Jigsaw is the eighth movie in the Saw franchise. A movie I thought would not see the light of day, at least not in a true sequel version. With Jigsaw dying in part 3 the Saw franchise could have been a very decent trilogy. But since Saw was a golden goose they made four more movies. After Saw 3D there was seemingly no way they could squeeze more money out of it, or so I thought. Rumors about a new Saw movie have been floating ever since, but the series seemed to have had its run. Then again, this is Hollywood where Spider-man has been rebooted twice now in just a couple of years. So after a hiatus of seven years we are treated to a new Saw movie. The most surprising aspect: it’s not a reboot but a pure straight up sequel.
Jigsaw starts off with a low budget police chase you often see in cop shows. It even has a car crashing into water barrels. Something I haven’t seen in quite some time. The police chase some guy who turns out to be part of Jigsaw’s latest game. This puts the police on his trail and has them questioning how this is possible since Jigsaw is dead.
Meanwhile in a remotely located barn there is a group of individuals who find themselves part of said game. You know the drill: they have to go from room to room and solve a puzzle which requires at least some form of body mutilation. But with Jigsaw (supposedly) dead, who is doing this?
Seven years is a long time. Long enough to create a fresh and invigorating approach to the series. Especially since no one of the previous movies is involved in this installment. I had a lot of hope that Jigsaw would surprise me. Sadly, my hope was quickly crushed as Jigsaw turned out to be just another sequel following the same routines we have already seen 7 times before.
We have seen the whole set-up multiple times now. Not only in Saw but also in movies like Cube in which a group of people must kinda work together in order to get out of a trap alive. From that point of view Jigsaw brings nothing new to the table. But if the traps and tests are done right you could still have a good Saw movie. Guess what: they aren’t.
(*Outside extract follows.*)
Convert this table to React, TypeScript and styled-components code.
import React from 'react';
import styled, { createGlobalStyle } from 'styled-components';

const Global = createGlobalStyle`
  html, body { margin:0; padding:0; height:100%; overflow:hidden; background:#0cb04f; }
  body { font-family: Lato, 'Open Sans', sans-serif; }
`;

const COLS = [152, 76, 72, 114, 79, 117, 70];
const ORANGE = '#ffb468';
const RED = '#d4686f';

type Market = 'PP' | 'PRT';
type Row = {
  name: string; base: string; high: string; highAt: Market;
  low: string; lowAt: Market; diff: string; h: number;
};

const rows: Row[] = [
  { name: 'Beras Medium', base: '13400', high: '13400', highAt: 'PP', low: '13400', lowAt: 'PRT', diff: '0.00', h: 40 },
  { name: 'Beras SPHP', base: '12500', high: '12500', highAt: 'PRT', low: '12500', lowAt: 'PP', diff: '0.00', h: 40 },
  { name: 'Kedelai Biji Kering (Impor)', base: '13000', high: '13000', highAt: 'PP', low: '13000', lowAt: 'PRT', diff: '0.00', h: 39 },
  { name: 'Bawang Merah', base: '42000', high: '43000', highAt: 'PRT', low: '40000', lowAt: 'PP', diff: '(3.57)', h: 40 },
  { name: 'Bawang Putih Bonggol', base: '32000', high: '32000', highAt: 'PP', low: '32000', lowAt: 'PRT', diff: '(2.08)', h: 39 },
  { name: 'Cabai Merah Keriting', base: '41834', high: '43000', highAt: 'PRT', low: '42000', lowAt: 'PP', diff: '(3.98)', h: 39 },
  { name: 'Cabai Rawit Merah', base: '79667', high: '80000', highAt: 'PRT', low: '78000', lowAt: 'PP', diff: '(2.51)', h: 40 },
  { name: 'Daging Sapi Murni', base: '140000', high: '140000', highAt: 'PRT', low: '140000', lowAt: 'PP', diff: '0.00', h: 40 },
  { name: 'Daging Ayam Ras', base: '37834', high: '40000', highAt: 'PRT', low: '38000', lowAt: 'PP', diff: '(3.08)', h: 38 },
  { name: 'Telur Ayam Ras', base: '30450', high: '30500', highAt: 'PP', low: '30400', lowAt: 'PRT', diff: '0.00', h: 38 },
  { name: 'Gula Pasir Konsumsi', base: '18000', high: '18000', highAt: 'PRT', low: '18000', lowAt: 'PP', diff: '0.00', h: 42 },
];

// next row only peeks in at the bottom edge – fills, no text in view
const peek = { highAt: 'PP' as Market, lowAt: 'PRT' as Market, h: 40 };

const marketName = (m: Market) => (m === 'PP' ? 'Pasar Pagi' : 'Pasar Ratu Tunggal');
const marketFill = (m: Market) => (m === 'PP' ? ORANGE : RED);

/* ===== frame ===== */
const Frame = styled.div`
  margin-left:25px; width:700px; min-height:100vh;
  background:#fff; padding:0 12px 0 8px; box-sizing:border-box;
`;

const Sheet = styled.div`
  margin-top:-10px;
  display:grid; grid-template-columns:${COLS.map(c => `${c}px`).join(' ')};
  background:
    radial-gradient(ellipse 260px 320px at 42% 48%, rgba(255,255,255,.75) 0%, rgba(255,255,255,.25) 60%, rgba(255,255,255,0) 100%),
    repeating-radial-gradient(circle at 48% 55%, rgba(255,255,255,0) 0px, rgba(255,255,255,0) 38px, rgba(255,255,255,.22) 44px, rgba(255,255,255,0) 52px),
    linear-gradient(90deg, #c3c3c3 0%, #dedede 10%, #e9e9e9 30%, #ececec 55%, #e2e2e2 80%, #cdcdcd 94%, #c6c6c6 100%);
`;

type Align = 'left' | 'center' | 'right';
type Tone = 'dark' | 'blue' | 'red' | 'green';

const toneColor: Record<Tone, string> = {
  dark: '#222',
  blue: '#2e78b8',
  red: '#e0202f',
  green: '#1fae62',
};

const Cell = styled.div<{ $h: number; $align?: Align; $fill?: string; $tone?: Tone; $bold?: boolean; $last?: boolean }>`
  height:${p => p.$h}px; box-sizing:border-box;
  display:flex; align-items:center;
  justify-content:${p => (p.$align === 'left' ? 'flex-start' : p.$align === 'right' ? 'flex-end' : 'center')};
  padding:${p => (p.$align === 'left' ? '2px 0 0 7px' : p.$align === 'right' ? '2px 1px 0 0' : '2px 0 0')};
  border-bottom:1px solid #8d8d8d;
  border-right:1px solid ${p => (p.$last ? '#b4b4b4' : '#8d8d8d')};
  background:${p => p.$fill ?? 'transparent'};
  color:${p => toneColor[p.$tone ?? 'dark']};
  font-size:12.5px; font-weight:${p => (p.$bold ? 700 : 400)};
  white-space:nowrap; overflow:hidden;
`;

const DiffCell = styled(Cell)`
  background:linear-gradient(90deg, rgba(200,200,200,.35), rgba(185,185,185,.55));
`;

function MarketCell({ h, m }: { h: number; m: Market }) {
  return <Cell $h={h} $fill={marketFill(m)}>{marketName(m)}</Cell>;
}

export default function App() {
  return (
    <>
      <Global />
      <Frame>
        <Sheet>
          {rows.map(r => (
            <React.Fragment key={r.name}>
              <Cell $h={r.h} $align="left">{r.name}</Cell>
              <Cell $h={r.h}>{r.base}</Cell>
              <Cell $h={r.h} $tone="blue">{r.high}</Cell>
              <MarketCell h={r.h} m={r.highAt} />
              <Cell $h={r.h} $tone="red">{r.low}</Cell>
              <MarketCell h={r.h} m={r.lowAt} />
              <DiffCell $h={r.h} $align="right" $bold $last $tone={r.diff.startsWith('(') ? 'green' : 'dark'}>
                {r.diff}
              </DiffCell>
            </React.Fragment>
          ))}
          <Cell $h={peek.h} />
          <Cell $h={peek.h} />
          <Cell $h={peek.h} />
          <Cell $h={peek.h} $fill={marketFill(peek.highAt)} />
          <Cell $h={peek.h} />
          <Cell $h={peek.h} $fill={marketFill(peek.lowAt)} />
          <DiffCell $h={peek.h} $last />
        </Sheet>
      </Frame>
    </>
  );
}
The traps are really convoluted since they often depend on a certain person standing in a certain place. I can understand that people are in a lot of stress, but in some cases people never seemed to do the most obvious thing. Take the very first trap for instance: people are chained from their neck and pulled slowly towards a wall full of circular saws. They also have a bucket on their heads of which the function is never explained. All Jigsaw requests is an offering of blood, no matter how little. As they are slowly pulled nobody just picks up the chain, walks to the wall and tries to cut the chain with one of the saws.
The traps also require them to go from room to room, each presenting them with a new trap. Why even go into the next room? At least try to stay at an already cleared room and see what happens. Not these people, they just go from room to room like lambs to a slaughter.
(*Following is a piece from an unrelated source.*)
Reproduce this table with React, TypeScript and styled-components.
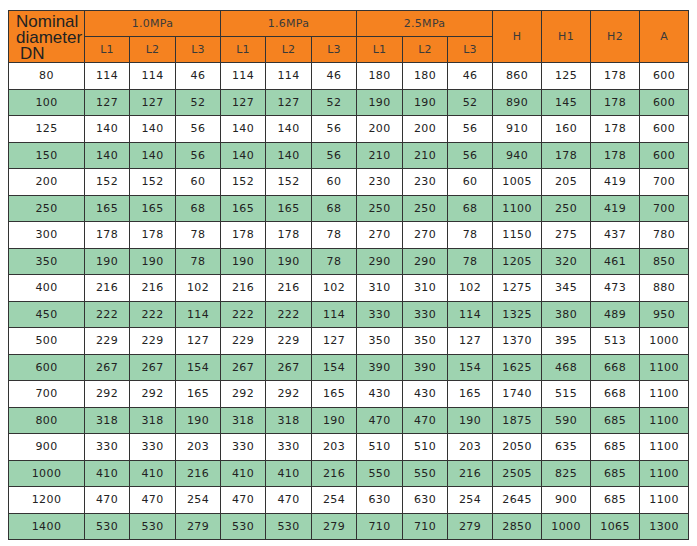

The original Saw pulled off a twist ending few people saw coming. When the second one also had a twist ending it burdened the franchise of having to incorporate a twist ending in each installment. This made most of the plots rather convoluted and some of the reveals just felt forced. This is also the case here. Even though they tried, I never found the twist to be all that airtight. It required the perpetrator to be able at multiple places at several times. There is also one scene in which it is fairly obvious the bad guy is switching something. This basically puts a big sign above his head saying “I’m the killer”.
In the end Jigsaw is just another Saw movie. It’s less gory this time, but other than that it brings nothing new to the table. It even opens the door to even more Saw movies. So with a little bit of bad luck I’m writing another review this time next year.